> [GOAL]
Write out the listing below in full and exactly, leaving out every picture.

> [RECORDED DATA]
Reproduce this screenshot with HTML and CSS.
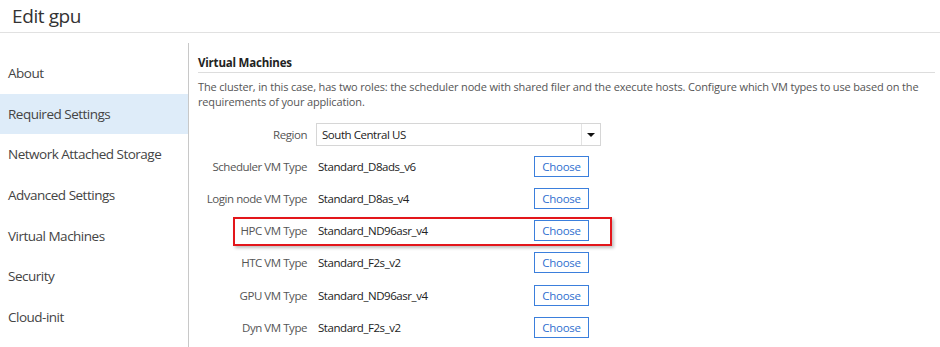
FILE: index.html
```html
<!DOCTYPE html>
<html lang="en">
<head>
  <meta charset="UTF-8" />
  <title>Edit gpu</title>
  <link rel="stylesheet" href="styles.css">
</head>
<body>

  <!-- HEADER -->
  <div class="header">Edit gpu</div>

  <div class="layout">
    <!-- SIDE MENU -->
    <ul class="menu">
      <li>About</li>
      <li class="active">Required Settings</li>
      <li>Network Attached Storage</li>
      <li>Advanced Settings</li>
      <li>Virtual Machines</li>
      <li>Security</li>
      <li>Cloud-init</li>
    </ul>

    <!-- FORM -->
    <div class="content">
      <h3 class="section-title">Virtual Machines</h3>
      <p class="section-text">The cluster, in this case, has two roles: the scheduler node with shared filer and the execute hosts. Configure which VM types to use based on the requirements of your application.</p>

      <div class="form">
        <div class="row">
          <label class="row-label">Region</label>
          <div class="select">
            <span class="select-value">South Central US</span>
            <span class="select-arrow"></span>
          </div>
        </div>
        <div class="row">
          <label class="row-label">Scheduler VM Type</label>
          <span class="row-value">Standard_D8ads_v6</span>
          <button class="choose-btn">Choose</button>
        </div>
        <div class="row">
          <label class="row-label">Login node VM Type</label>
          <span class="row-value">Standard_D8as_v4</span>
          <button class="choose-btn">Choose</button>
        </div>
        <div class="row highlighted">
          <label class="row-label">HPC VM Type</label>
          <span class="row-value">Standard_ND96asr_v4</span>
          <button class="choose-btn">Choose</button>
          <span class="callout"></span>
        </div>
        <div class="row">
          <label class="row-label">HTC VM Type</label>
          <span class="row-value">Standard_F2s_v2</span>
          <button class="choose-btn">Choose</button>
        </div>
        <div class="row">
          <label class="row-label">GPU VM Type</label>
          <span class="row-value">Standard_ND96asr_v4</span>
          <button class="choose-btn">Choose</button>
        </div>
        <div class="row">
          <label class="row-label">Dyn VM Type</label>
          <span class="row-value">Standard_F2s_v2</span>
          <button class="choose-btn">Choose</button>
        </div>
      </div>
    </div>
  </div>

</body>
</html>
```

FILE: styles.css
```css
* { margin: 0; padding: 0; box-sizing: border-box; }
body {
  background: #fff;
  font-family: "Open Sans", "Noto Sans", sans-serif;
  color: #333;
  overflow: hidden;
}
.header {
  height: 33px;
  padding-left: 12px;
  font-size: 19px;
  letter-spacing: -0.4px;
  line-height: 32px;
  color: #333;
  border-bottom: 1px solid #e1e1e1;
}
.layout {
  display: flex;
}

/* side menu */
.menu {
  list-style: none;
  width: 188px;
  padding-top: 20px;
}
.menu li {
  height: 40.7px;
  line-height: 40.7px;
  padding-left: 8px;
  font-size: 13.5px;
  letter-spacing: -0.5px;
  color: #444;
}
.menu li.active {
  background-color: #deecf9;
}

/* content */
.content {
  flex: 1;
  margin-top: 10px;
  height: 320px;
  border-left: 1px solid #c8c8c8;
  padding: 0 5px 0 9px;
}
.section-title {
  margin-top: 10px;
  font-size: 11.5px;
  font-weight: 700;
  letter-spacing: -0.2px;
  line-height: 19px;
  color: #222;
  border-bottom: 1px solid #ddd;
}
.section-text {
  margin-top: 6px;
  font-size: 11px;
  letter-spacing: -0.15px;
  line-height: 15px;
  color: #555;
}

.form {
  margin-top: 9px;
}
.row {
  position: relative;
  display: flex;
  align-items: center;
  height: 32.2px;
  font-size: 11.5px;
  letter-spacing: -0.45px;
}
.row-label {
  width: 109px;
  text-align: right;
  color: #555;
  white-space: nowrap;
}
.row-value {
  width: 216px;
  margin-left: 11px;
  color: #222;
}
.select {
  display: flex;
  align-items: center;
  width: 285px;
  height: 23px;
  margin-left: 9px;
  border: 1px solid #d6d6d6;
}
.select-value {
  flex: 1;
  padding-left: 5px;
  color: #222;
}
.select-arrow {
  position: relative;
  width: 19px;
  height: 100%;
  border-left: 1px solid #e3e3e3;
}
.select-arrow::after {
  content: "";
  position: absolute;
  left: 5px;
  top: 9px;
  border-left: 4px solid transparent;
  border-right: 4px solid transparent;
  border-top: 4px solid #111;
}
.choose-btn {
  width: 55px;
  height: 21px;
  border: 1px solid #3b7fdc;
  background: #fff;
  color: #2f6fcf;
  font-family: inherit;
  font-size: 11.5px;
  letter-spacing: -0.3px;
}

/* red annotation box */
.callout {
  position: absolute;
  left: 35px;
  top: 2px;
  width: 379px;
  height: 29px;
  border: 2px solid #e3161b;
  box-shadow: 2px 2px 3px rgba(0, 0, 0, 0.25);
  pointer-events: none;
}
```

> [RESULT OF THE EXERCISE]
Reproduce this screenshot with HTML and CSS.
FILE: index.html
```html
<!DOCTYPE html>
<html lang="en">
<head>
  <meta charset="UTF-8" />
  <title>Edit gpu</title>
  <link rel="stylesheet" href="styles.css">
</head>
<body>

  <!-- HEADER -->
  <div class="header">Edit gpu</div>

  <div class="layout">
    <!-- SIDE MENU -->
    <ul class="menu">
      <li>About</li>
      <li class="active">Required Settings</li>
      <li>Network Attached Storage</li>
      <li>Advanced Settings</li>
      <li>Virtual Machines</li>
      <li>Security</li>
      <li>Cloud-init</li>
    </ul>

    <!-- FORM -->
    <div class="content">
      <h3 class="section-title">Virtual Machines</h3>
      <p class="section-text">The cluster, in this case, has two roles: the scheduler node with shared filer and the execute hosts. Configure which VM types to use based on the requirements of your application.</p>

      <div class="form">
        <div class="row">
          <label class="row-label">Region</label>
          <div class="select">
            <span class="select-value">South Central US</span>
            <span class="select-arrow"></span>
          </div>
        </div>
        <div class="row">
          <label class="row-label">Scheduler VM Type</label>
          <span class="row-value">Standard_D8ads_v6</span>
          <button class="choose-btn">Choose</button>
        </div>
        <div class="row">
          <label class="row-label">Login node VM Type</label>
          <span class="row-value">Standard_D8as_v4</span>
          <button class="choose-btn">Choose</button>
        </div>
        <div class="row highlighted">
          <label class="row-label">HPC VM Type</label>
          <span class="row-value">Standard_ND96asr_v4</span>
          <button class="choose-btn">Choose</button>
          <span class="callout"></span>
        </div>
        <div class="row">
          <label class="row-label">HTC VM Type</label>
          <span class="row-value">Standard_F2s_v2</span>
          <button class="choose-btn">Choose</button>
        </div>
        <div class="row">
          <label class="row-label">GPU VM Type</label>
          <span class="row-value">Standard_ND96asr_v4</span>
          <button class="choose-btn">Choose</button>
        </div>
        <div class="row">
          <label class="row-label">Dyn VM Type</label>
          <span class="row-value">Standard_F2s_v2</span>
          <button class="choose-btn">Choose</button>
        </div>
      </div>
    </div>
  </div>

</body>
</html>
```

FILE: styles.css
```css
* { margin: 0; padding: 0; box-sizing: border-box; }
body {
  background: #fff;
  font-family: "Open Sans", "Noto Sans", sans-serif;
  color: #333;
  overflow: hidden;
}
.header {
  height: 33px;
  padding-left: 12px;
  font-size: 19px;
  letter-spacing: -0.4px;
  line-height: 32px;
  color: #333;
  border-bottom: 1px solid #e1e1e1;
}
.layout {
  display: flex;
}

/* side menu */
.menu {
  list-style: none;
  width: 188px;
  padding-top: 20px;
}
.menu li {
  height: 40.7px;
  line-height: 40.7px;
  padding-left: 8px;
  font-size: 13.5px;
  letter-spacing: -0.5px;
  color: #444;
}
.menu li.active {
  background-color: #deecf9;
}

/* content */
.content {
  flex: 1;
  margin-top: 10px;
  height: 320px;
  border-left: 1px solid #c8c8c8;
  padding: 0 5px 0 9px;
}
.section-title {
  margin-top: 10px;
  font-size: 11.5px;
  font-weight: 700;
  letter-spacing: -0.2px;
  line-height: 19px;
  color: #222;
  border-bottom: 1px solid #ddd;
}
.section-text {
  margin-top: 6px;
  font-size: 11px;
  letter-spacing: -0.15px;
  line-height: 15px;
  color: #555;
}

.form {
  margin-top: 9px;
}
.row {
  position: relative;
  display: flex;
  align-items: center;
  height: 32.2px;
  font-size: 11.5px;
  letter-spacing: -0.45px;
}
.row-label {
  width: 109px;
  text-align: right;
  color: #555;
  white-space: nowrap;
}
.row-value {
  width: 216px;
  margin-left: 11px;
  color: #222;
}
.select {
  display: flex;
  align-items: center;
  width: 285px;
  height: 23px;
  margin-left: 9px;
  border: 1px solid #d6d6d6;
}
.select-value {
  flex: 1;
  padding-left: 5px;
  color: #222;
}
.select-arrow {
  position: relative;
  width: 19px;
  height: 100%;
  border-left: 1px solid #e3e3e3;
}
.select-arrow::after {
  content: "";
  position: absolute;
  left: 5px;
  top: 9px;
  border-left: 4px solid transparent;
  border-right: 4px solid transparent;
  border-top: 4px solid #111;
}
.choose-btn {
  width: 55px;
  height: 21px;
  border: 1px solid #3b7fdc;
  background: #fff;
  color: #2f6fcf;
  font-family: inherit;
  font-size: 11.5px;
  letter-spacing: -0.3px;
}

/* red annotation box */
.callout {
  position: absolute;
  left: 35px;
  top: 2px;
  width: 379px;
  height: 29px;
  border: 2px solid #e3161b;
  box-shadow: 2px 2px 3px rgba(0, 0, 0, 0.25);
  pointer-events: none;
}
```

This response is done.